According to Levendahl, the average cost of a drive-off is $60 to $100, but they can be even more costly. James Randolph, junior in LAS and employee of the Marathon gas station at the intersection of Lincoln Avenue and Green Street, said a co-worker lost $170 due to three drive-offs in one day.

“If you continue to pump gas and act like you forget to pay, we will make everybody pre-pay” said LaToya Cooper, Randolph’s co-worker.

In fact, pre-pay may just be the answer to the problem of drive-offs.

“The simple solution would be to not allow customers to pump unless they pay first,” Connolly said.

Many businesses are wary of pre-pay systems, though, because they feel that it is an inconvenience to the customer.

Whether or not this is the case, many stations have implemented other strategies to reduce drive-offs, such as video surveillance and assigning multiple employees during peak hours.

“I have a video system that monitors every single pump, license plates, faces, vehicles,” Levendahl said. “If you’re there long enough to pump gas, it’ll get you.”
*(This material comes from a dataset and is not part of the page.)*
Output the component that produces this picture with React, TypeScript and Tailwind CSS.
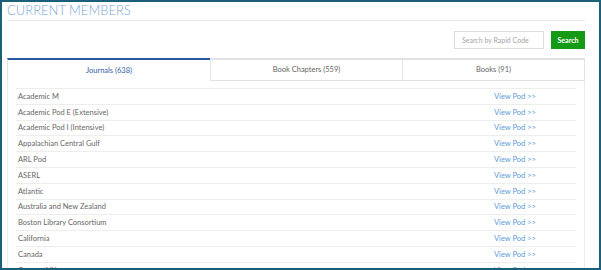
const members = [
  "Academic M",
  "Academic Pod E (Extensive)",
  "Academic Pod I (Intensive)",
  "Appalachian Central Gulf",
  "ARL Pod",
  "ASERL",
  "Atlantic",
  "Australia and New Zealand",
  "Boston Library Consortium",
  "California",
  "Canada",
  "ConnectNY",
];

export default function App() {
  return (
    <div
      className="w-[601px] h-[270px] overflow-hidden bg-white border-2 border-[#1b5f7b]"
      style={{ fontFamily: "Lato, 'Open Sans', sans-serif" }}
    >
      <div className="pl-[5px] pr-[14px]">
        <h1 className="text-[13px] leading-none font-light text-[#7aa6d8] pt-[2px] h-[18px]">
          CURRENT MEMBERS
        </h1>
        <div className="border-t border-[#e6e6e6]" />

        <div className="flex justify-end items-center gap-[7px] mt-[10px] h-[18px]">
          <input
            placeholder="Search by Rapid Code"
            className="w-[90px] h-[18px] border border-[#dcdcdc] px-[7px] text-[7px] text-[#999] placeholder:text-[#a5a5a5] outline-none"
          />
          <button className="w-[34px] h-[18px] bg-[#149a14] text-white text-[7px] font-bold">
            Search
          </button>
        </div>

        <div className="mt-[9px] flex h-[23px]">
          <div className="w-[203px] border-t-2 border-t-[#2b58a6] border-l border-l-[#e2e2e2] flex items-center justify-center text-[7.5px] text-[#345da3]">
            Journals (638)
          </div>
          <div className="w-[192px] border-t-2 border-t-[#e2e2e2] border-b border-b-[#e2e2e2] border-l border-l-[#e6e6e6] flex items-center justify-center text-[7.5px] text-[#666]">
            Book Chapters (559)
          </div>
          <div className="flex-1 border-t-2 border-t-[#e2e2e2] border-b border-b-[#e2e2e2] border-l border-l-[#e6e6e6] border-r border-r-[#e2e2e2] flex items-center justify-center text-[7.5px] text-[#666]">
            Books (91)
          </div>
        </div>

        <div className="border-l border-r border-[#ededed] px-[8px] pt-[7px] h-[200px]">
          <div className="border-t border-[#ededed]">
            {members.map((m) => (
              <div
                key={m}
                className="grid grid-cols-[478px_1fr] items-center h-[15.8px] border-b border-[#ededed] text-[7.5px]"
              >
                <span className="pl-[2px] text-[#666]">{m}</span>
                <span className="text-[#5a9ad9]">View Pod &gt;&gt;</span>
              </div>
            ))}
          </div>
        </div>
      </div>
    </div>
  );
}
Levendahl and other area gas station managers have helped to change Urbana police protocol regarding gasoline theft.

“Before, the police would just take a report, not really looking at a drive-off as theft,” Levendahl said. “A drive-off is now a regular call of service.”

This has meant that instead of waiting an hour or more to dispatch a police officer to a victim station, Urbana police immediately send out officers to take down license plates and descriptions of the offending vehicle.

That information is then sent to all police stations in the area, Connolly said.

Yet, if you believe it is OK to steal gas because it only hurts billion dollar corporations, think again. Because Levendahl’s Mach 1 station is family-run, he says drive-offs directly affect his personal income.

“People think stealing gas only affects the gas companies, but it affects the little people too,” Levendahl said. “It’s money out of my pocket.”